Rien ne vaut un séjour à l’étranger ou des cours intensifs pour apprendre une nouvelle langue. Sauf que ces deux options ont du plomb dans l’aile depuis le début de la pandémie. Dans l’attente de jours meilleurs, d’autres solutions sont possibles pour se familiariser avec une langue étrangère. C’est notamment le cas des applications qui se sont multipliées au cours des dernières années.

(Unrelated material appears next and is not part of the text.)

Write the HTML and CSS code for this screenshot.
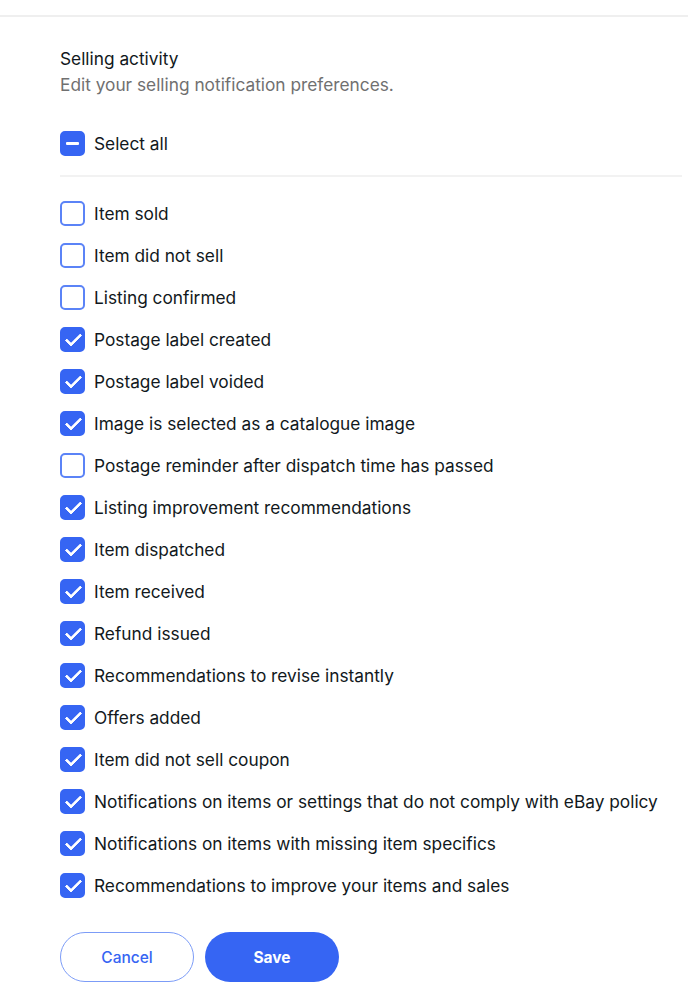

Peut-on vraiment apprendre une langue sur son smartphone? C’est la question que nous avons posée au linguiste Raphael Berthele, professeur au Département de plurilinguisme et didactique des langues de l’Université de Fribourg: «Ce sont d’excellents outils pour développer le vocabulaire et la compréhension de la langue, même si ces compétences ne sont parfois pas très durables.» Et, comme la démarche est individuelle, chacun peut fixer son propre rythme, tout en évitant la gêne de devoir s’exprimer devant d’autres personnes.
Le jeu comme moteur
A notre demande, Raphael Berthele a testé cinq applications populaires, en les évaluant pour l’apprentissage de l’italien. Le constat, c’est qu’il y en a vraiment pour tous les goûts et tous les budgets. Duolingo, par exemple, est celle qui mise le plus sur le principe de «gamification», c’est-à-dire que l’apprentissage s’apparente à un jeu vidéo. On gagne des récompenses au fil des exercices. Cerise sur le gâteau, sa version gratuite n’a pas de limitation de contenu par rapport à celle qui est payante.
A l’opposé, les élèves qui préfèrent une approche plus scolaire se tourneront vers Babbel. «Cela ressemble à un manuel transformé en application», glisse le spécialiste. Cette approche plaira à certains, mais elle n’exploite pas vraiment les possibilités que lui offre un tel support technologique. De plus, un abonnement payant est nécessaire pour avoir accès à l’intégralité du programme.
Une immersion indispensable
Pour entraîner la prononciation, les applications sont généralement dotées de la reconnaissance vocale. Si cette fonction ne donne pas de résultats époustouflants, elle est néanmoins meilleure sur certains outils que sur d’autres, note Raphael Berthele. Ainsi, Duolingo l’a, par exemple, félicité pour sa prononciation de mots qui n’étaient pas en langue italienne! Et son inconvénient, c’est de se contenter de signaler si la prononciation est bonne ou mauvaise, sans donner de précision. Babbel, en revanche, reconnaît même les gros mots. De son côté, Busuu donne des conseils de locution.
Gare à résilier dans les temps!
En résumé, le linguiste relève que ces applications sont idéales pour commencer l’apprentissage. Elles permettent de se familiariser avec la langue et d’étoffer rapidement le vocabulaire. Mais, à partir d’un certain niveau, il est important de s’immerger, par exemple en regardant la télévision dans la langue cible. Car, pour les applications comme pour les cours traditionnels, le grand défi est de pouvoir passer de la théorie à la pratique en exploitant ses connaissances en situation.
Comme on l’a vu, la stratégie commerciale des éditeurs est très variable. A l’instar de Duolingo, certains proposent une version gratuite plutôt complète. D’autres, comme Babbel, sont plutôt pingres et incitent l’utilisateur à passer à la caisse. En revanche, elles ont toutes, à l’exception de Mosalingua (paiement unique), une politique de prix dégressifs pour leur version payante. C’est-à-dire que plus un abonnement est conclu à long terme, moins son coût mensuel sera élevé. Mais attention au système de reconduction automatique. Si l’on ne souhaite pas poursuivre l’apprentissage, il ne faut pas oublier de résilier l’abonnement avant l’expiration de la période en cours. Chez Memrise, il faut le faire au moins vingt-quatre heures avant l’échéance. Babbel a un délai de quarante-huit heures.